O texto disse ainda que Biden "reafirma a importância estratégica do envolvimento francês e europeu na região do Indo-Pacífico" e que os EUA reconhecem a "importância de uma defesa europeia mais forte" complementar à Otan (aliança militar do Ocidente).

A Presidência francesa ainda não se pronunciou após o telefonema, mas, do lado americano, a secretária de Imprensa da Casa Branca, Jen Paski, classificou a ligação como amistosa. "Estamos esperançosos, e o presidente está esperançoso que esse seja um passo para a volta ao normal de um relacionamento longo, duradouro e importante."

Questionada se Biden teria se desculpado, uma das expectativas expressadas por Macron por meio de seu porta-voz, ela se limitou a dizer que o americano "reconheceu que poderia ter havido uma consulta mais aprofundada".

Apesar do clima descrito pela porta-voz de Washington, antes do telefonema, a ministra da Defesa francesa, Florence Parly, declarou que o Aukus mostra que “não existe diálogo político” dentro da Otan (aliança militar ocidental), durante uma sessão de perguntas na Assembleia Nacional nesta quarta.

Ainda assim, apesar da pressão de adversários políticos para que Macron deixe a aliança, a ministra rejeitou a ideia. “Vale a pena fechar a porta para a Otan? Acho que não.”

Enquanto Macron e Biden caminham para acertar as diferenças, a relação de Paris com Canberra, por outro lado, segue estremecida.

Nesta terça, o porta-voz do Ministério da Defesa, Hervé Grandjean, escreveu uma série de postagens no Twitter sobre o assunto, na qual afirma que, no mesmo dia do anúncio do Aukus, a Austrália escreveu para a França para dizer que “estava satisfeita com o desempenho alcançável pelo submarino e com o desenvolvimento do programa”. “Em resumo: avança para o lançamento da próxima fase do contrato.”

As declarações vêm após a França, ao convocar seus embaixadores para consultas na sexta, acusar a Austrália de mentir sobre a ruptura do contrato. No domingo, o primeiro-ministro australiano, Scott Morrison, rebateu as declarações de Paris.

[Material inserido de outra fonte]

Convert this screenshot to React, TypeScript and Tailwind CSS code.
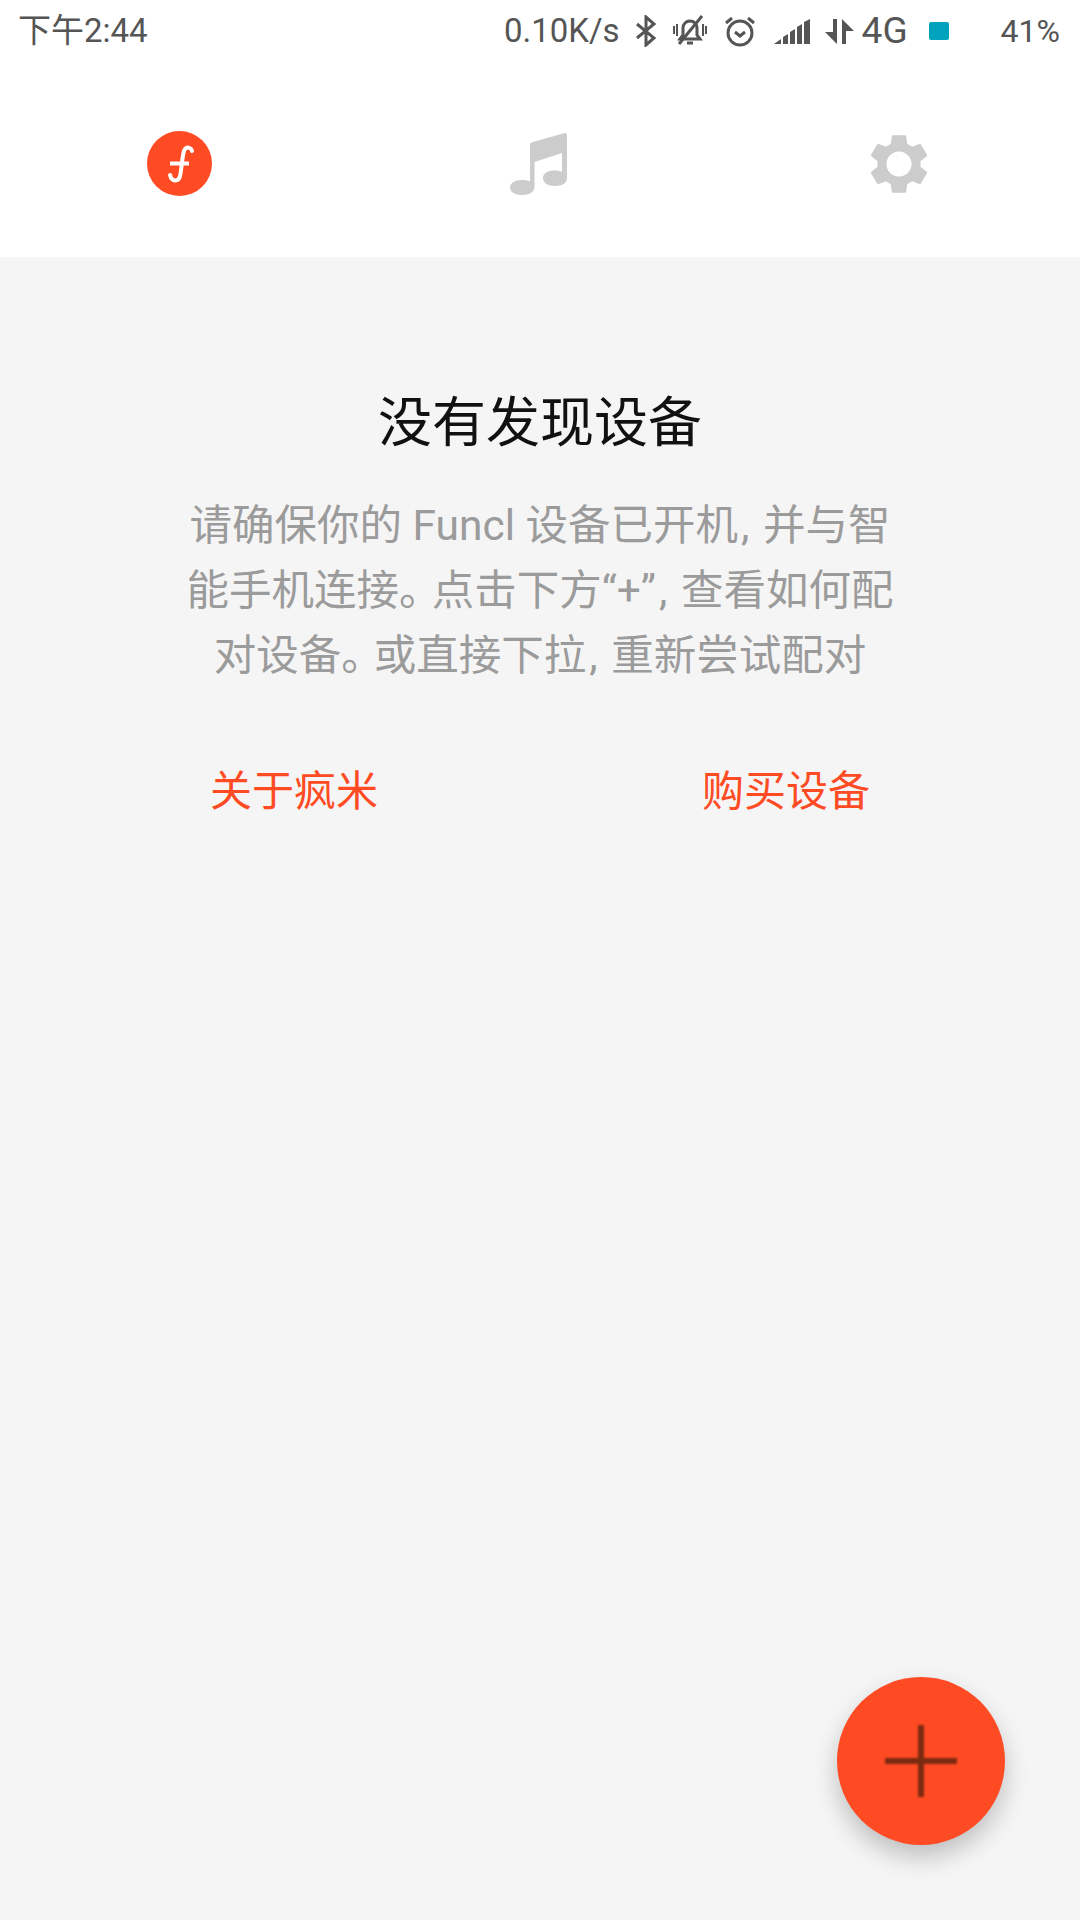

"Acredito que tinham todas as razões para saber que tínhamos profundas e graves reservas sobre o fato de as capacidades do submarino de classe Attack não responderem aos nossos interesses estratégicos e deixamos muito claro que tomaríamos uma decisão em função de nosso interesse estratégico nacional", declarou Morrison em coletiva de imprensa em Sydney.

No meio da troca de animosidades, Boris Jonhson, premiê do Reino Unido, que também faz parte do acordo, pediu que a França se acalme e defendeu o acerto estratégico. Esta aliança “não é exclusiva, não tenta excluir ninguém e não pretende se opor à China, por exemplo”, pontuou. “Busca intensificar os laços e a amizade entre três países de uma forma que será benéfica para as coisas em que acreditamos.”

A aproximação, no entanto, é mais um sinal de que Biden resolveu acelerar a estruturação de um arcabouço visando conter estrategicamente a China nos mares por onde passam exportações e importações de Pequim.

Para Boris, o acordo é, ainda, “um grande avanço para a segurança mundial”. “São três aliados que compartilham os mesmos valores, que se unem e criam uma nova aliança para compartilhar tecnologia.”

A questão tecnológica foi justamente uma das justificativas da Austrália para abandonar o acordo com a França. A principal diferença entre os submarinos construídos por Paris e os novos propostos é a tecnologia de propulsão.

As embarcações francesas teriam motores elétricos carregados por geradores a diesel, o que exige que retornem à superfície regularmente para acionar os motores diesel e recarregar as baterias. Já os submarinos de propulsão nuclear são construídos para durar muito, com o reator capaz de funcionar durante décadas antes de ser reabastecido.

Há outras diferenças, como a "invisibilidade" dos submarinos nucleares e a capacidade bélica que proporcionam.

Ainda assim, o porta-voz da Defesa francesa defendeu a tecnologia oferecida à Austrália. “O submarino proposto era de classe oceânica, o que significa que possui autonomia e capacidades de alcance muito altas.” Grandjean ressaltou ainda que as primeiras embarcações seriam entregues em 2030, enquanto o Aukus prevê a conclusão em 2040. “Isso é bastante tempo quando se observa o quão rápido a China está se militarizando.”

A partir de 2014, Xi militarizou atóis e ilhotas, clamando para si 85% das águas da vasta região, no que foi desafiado em fóruns internacionais até agora com sucesso por países como as Filipinas. Na prática, contudo, a China fincou sua bandeira.